La historia es la maestra de la vida, decían los antiguos. Y tenían razón. De la historia debemos aprender, porque repetir los errores es condenar al pueblo al subdesarrollo. Si algo necesitamos en el Perú es gobernabilidad, estabilidad, capacidad para fortalecer el Estado de Derecho y así progresar en paz social, sin la absurda guerra civil a la que nos han conducido las facciones radicales.

Ahora bien, ¿cómo fortalecer el principio de autoridad si es la autoridad la que se dedica a salvarle el pellejo a delincuentes convictos y confesos? Eso es precisamente lo que sucedió en el Watergate, el Presidente Nixon cae en desgracia por que asume el papel de encubridor, de controlador, de hombre capaz de estar por encima de la ley. Nadie está por encima de la ley. En países que caminan a trancas y barrancas por el sendero de la institucionalidad, en sociedades altamente corruptas, los políticos, los periodistas, los empresarios pueden estar momentáneamente por encima de la ley, pero en una guerra civil, sus enemigos tarde o temprano encontrarán las fisuras de sus excesos.

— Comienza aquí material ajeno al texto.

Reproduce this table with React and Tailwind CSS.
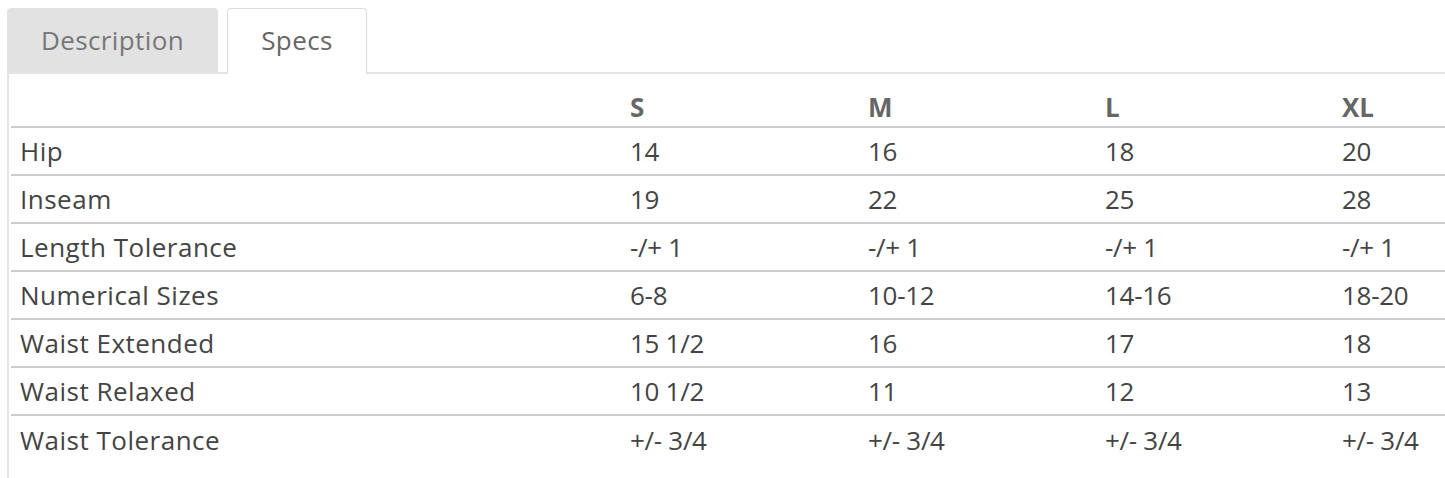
import React from "react";

const rows = [
  ["Hip", "14", "16", "18", "20"],
  ["Inseam", "19", "22", "25", "28"],
  ["Length Tolerance", "-/+ 1", "-/+ 1", "-/+ 1", "-/+ 1"],
  ["Numerical Sizes", "6-8", "10-12", "14-16", "18-20"],
  ["Waist Extended", "15 1/2", "16", "17", "18"],
  ["Waist Relaxed", "10 1/2", "11", "12", "13"],
  ["Waist Tolerance", "+/- 3/4", "+/- 3/4", "+/- 3/4", "+/- 3/4"],
];

export default function App() {
  return (
    <div
      className="w-[1445px] h-[478px] overflow-hidden bg-white pl-[7px] pt-[8px]"
      style={{ fontFamily: '"Open Sans", sans-serif' }}
    >
      <div className="flex items-end gap-[9px] relative z-10">
        <div className="w-[211px] h-[64px] bg-[#e2e2e2] rounded-t-[4px] flex items-center justify-center text-[26px] tracking-[0.4px] text-[#777]">
          Description
        </div>
        <div className="w-[140px] h-[66px] -mb-[2px] bg-white border border-b-0 border-[#dcdcdc] rounded-t-[4px] flex items-center justify-center text-[26px] tracking-[0.4px] text-[#666] pb-[2px]">
          Specs
        </div>
      </div>
      <div className="border-l-2 border-t-2 border-[#e4e4e4] pl-[2px] h-[420px]">
        <table className="border-collapse w-full table-fixed text-[26px] text-[#444]">
          <colgroup>
            <col className="w-[610px]" />
            <col className="w-[238px]" />
            <col className="w-[237px]" />
            <col className="w-[237px]" />
            <col />
          </colgroup>
          <thead>
            <tr className="h-[53px] border-b-2 border-[#cccccc]">
              <th></th>
              {["S", "M", "L", "XL"].map((s) => (
                <th
                  key={s}
                  className="text-left font-bold text-[#666] pl-[9px] align-bottom pb-[3px] leading-[32px]"
                >
                  {s}
                </th>
              ))}
            </tr>
          </thead>
          <tbody>
            {rows.map((r, i) => (
              <tr
                key={r[0]}
                className={
                  i < rows.length - 1
                    ? "h-[48px] border-b-2 border-[#cccccc]"
                    : "h-[48px]"
                }
              >
                {r.map((c, j) => (
                  <td
                    key={j}
                    className={
                      j === 0
                        ? "pl-[9px] align-middle leading-[30px] tracking-[0.5px]"
                        : "pl-[9px] align-middle leading-[30px] tracking-[-0.3px]"
                    }
                  >
                    {c}
                  </td>
                ))}
              </tr>
            ))}
          </tbody>
        </table>
      </div>
    </div>
  );
}
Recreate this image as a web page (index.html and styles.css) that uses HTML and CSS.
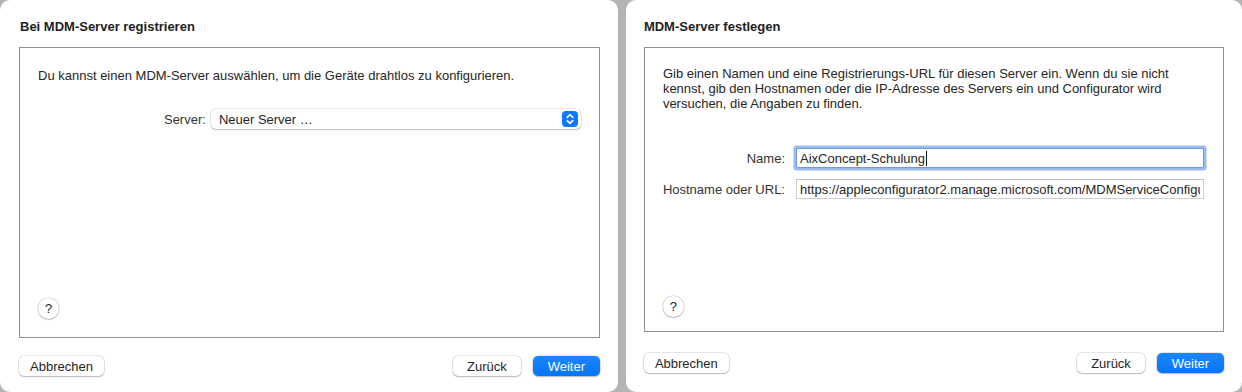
FILE: index.html
```html
<!DOCTYPE html>
<html lang="de">
<head>
    <meta charset="UTF-8">
    <meta name="viewport" content="width=device-width, initial-scale=1.0">
    <title>MDM-Server</title>
    <link rel="stylesheet" href="styles.css">
</head>
<body>
    <!-- Schritt 1: Server auswählen -->
    <div class="sheet sheet-left">
        <h1 class="sheet-title">Bei MDM-Server registrieren</h1>
        <div class="panel">
            <p class="intro">Du kannst einen MDM-Server auswählen, um die Geräte drahtlos zu konfigurieren.</p>
            <div class="form-row server-row">
                <label class="form-label">Server:</label>
                <div class="popup">
                    <span>Neuer Server …</span>
                    <span class="stepper">
                        <svg width="8" height="12" viewBox="0 0 8 12"><path d="M1.2 4.4 4 1.6l2.8 2.8M1.2 7.6 4 10.4l2.8-2.8" fill="none" stroke="#fff" stroke-width="1.5" stroke-linecap="round" stroke-linejoin="round"/></svg>
                    </span>
                </div>
            </div>
            <button class="help">?</button>
        </div>
        <div class="actions">
            <button class="btn">Abbrechen</button>
            <div class="actions-right">
                <button class="btn btn-back">Zurück</button>
                <button class="btn btn-primary">Weiter</button>
            </div>
        </div>
    </div>

    <!-- Schritt 2: Server festlegen -->
    <div class="sheet sheet-right">
        <h1 class="sheet-title">MDM-Server festlegen</h1>
        <div class="panel">
            <p class="intro">Gib einen Namen und eine Registrierungs-URL für diesen Server ein. Wenn du sie nicht<br>
                kennst, gib den Hostnamen oder die IP-Adresse des Servers ein und Configurator wird<br>
                versuchen, die Angaben zu finden.</p>
            <div class="fields">
                <div class="form-row">
                    <label class="form-label">Name:</label>
                    <div class="field field-focus">AixConcept-Schulung<span class="caret"></span></div>
                </div>
                <div class="form-row">
                    <label class="form-label">Hostname oder URL:</label>
                    <input class="field" type="text" value="https://appleconfigurator2.manage.microsoft.com/MDMServiceConfiguration">
                </div>
            </div>
            <button class="help">?</button>
        </div>
        <div class="actions">
            <button class="btn">Abbrechen</button>
            <div class="actions-right">
                <button class="btn btn-back">Zurück</button>
                <button class="btn btn-primary">Weiter</button>
            </div>
        </div>
    </div>
</body>
</html>
```

FILE: styles.css
```css
* {
    box-sizing: border-box;
}
body {
    margin: 0;
    height: 392px;
    display: flex;
    gap: 8px;
    background-color: #b4b4b4;
    font-family: "Liberation Sans", Arial, sans-serif;
    font-size: 13px;
    color: #262626;
    overflow: hidden;
}
.sheet {
    background-color: #fff;
    border-radius: 10px;
    display: flex;
    flex-direction: column;
    padding: 19px 18px 16px 19px;
}
.sheet-left {
    width: 618px;
}
.sheet-right {
    flex: 1;
    padding: 19px 18px 19px 18px;
}
.sheet-title {
    margin: 0 0 12px 1px;
    font-size: 13px;
    line-height: 16px;
    font-weight: bold;
    color: #1e1e1e;
}
.sheet-right .sheet-title {
    margin-left: 0;
}
.panel {
    flex: 1;
    border: 1px solid #8f8f8f;
    display: flex;
    flex-direction: column;
    padding: 20px 18px 18px 18px;
}
.sheet-right .panel {
    padding: 18px 19px 14px 18px;
}
.intro {
    margin: 0;
    line-height: 15px;
    white-space: nowrap;
}
.form-row {
    display: flex;
    justify-content: flex-end;
    align-items: center;
    gap: 5px;
}
.server-row {
    margin-top: 26px;
}
.form-label {
    color: #333;
    white-space: nowrap;
}
.popup {
    width: 370px;
    height: 20px;
    border-radius: 5px;
    background-color: #fff;
    box-shadow: 0 0 0 0.5px rgba(0, 0, 0, 0.18), 0 1px 1.5px rgba(0, 0, 0, 0.18);
    display: flex;
    align-items: center;
    justify-content: space-between;
    padding: 0 3px 0 8px;
}
.stepper {
    width: 16px;
    height: 16px;
    border-radius: 4px;
    background-color: #0a7aff;
    display: flex;
    align-items: center;
    justify-content: center;
}
.fields {
    margin-top: 37px;
    display: flex;
    flex-direction: column;
    gap: 11px;
}
.fields .form-row {
    gap: 11px;
}
.field {
    width: 408px;
    height: 20px;
    border: 1px solid #cfcfcf;
    border-top-color: #b8b8b8;
    background-color: #fff;
    padding: 0 3px;
    font: inherit;
    color: #262626;
    display: flex;
    align-items: center;
    outline: none;
}
.field-focus {
    border-color: #6e9be0;
    box-shadow: 0 0 0 2.5px #9dbcee;
    border-radius: 1px;
}
.caret {
    display: inline-block;
    width: 1px;
    height: 15px;
    background-color: #111;
    margin-left: 1px;
}
.help {
    margin-top: auto;
    width: 21px;
    height: 21px;
    border-radius: 50%;
    border: none;
    background-color: #fff;
    box-shadow: 0 0 0 0.5px rgba(0, 0, 0, 0.2), 0 1px 1.5px rgba(0, 0, 0, 0.2);
    font-family: inherit;
    font-size: 13px;
    color: #262626;
    padding: 0;
}
.actions {
    margin-top: 18px;
    display: flex;
    justify-content: space-between;
    align-items: center;
}
.sheet-right .actions {
    margin-top: 21px;
}
.actions-right {
    display: flex;
    gap: 12px;
}
.btn {
    height: 20px;
    min-width: 67px;
    padding: 0 11px;
    border: none;
    border-radius: 5px;
    background-color: #fff;
    box-shadow: 0 0 0 0.5px rgba(0, 0, 0, 0.2), 0 1px 1.5px rgba(0, 0, 0, 0.2);
    font-family: inherit;
    font-size: 13px;
    color: #262626;
}
.btn-back {
    width: 68px;
}
.btn-primary {
    width: 67px;
    background: linear-gradient(#1a86ff, #0675f5);
    color: #fff;
}
```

En todo esto debería meditar la clase política que piensa, ingenuamente, que no hay castigo a las acciones coyunturales. El desprecio al pueblo solo ha causado ruina y desgracia a mediano y largo plazo. La historia está plagada de esos ejemplos. El camino más corto para la tumba del poder es despreciar al pueblo que se gobierna. Si alguien piensa que se puede engañar al Perú todo el tiempo, encubriendo delitos y salvando a delincuentes, se equivoca y pagará el precio reservado a los soberbios. Como Nixon.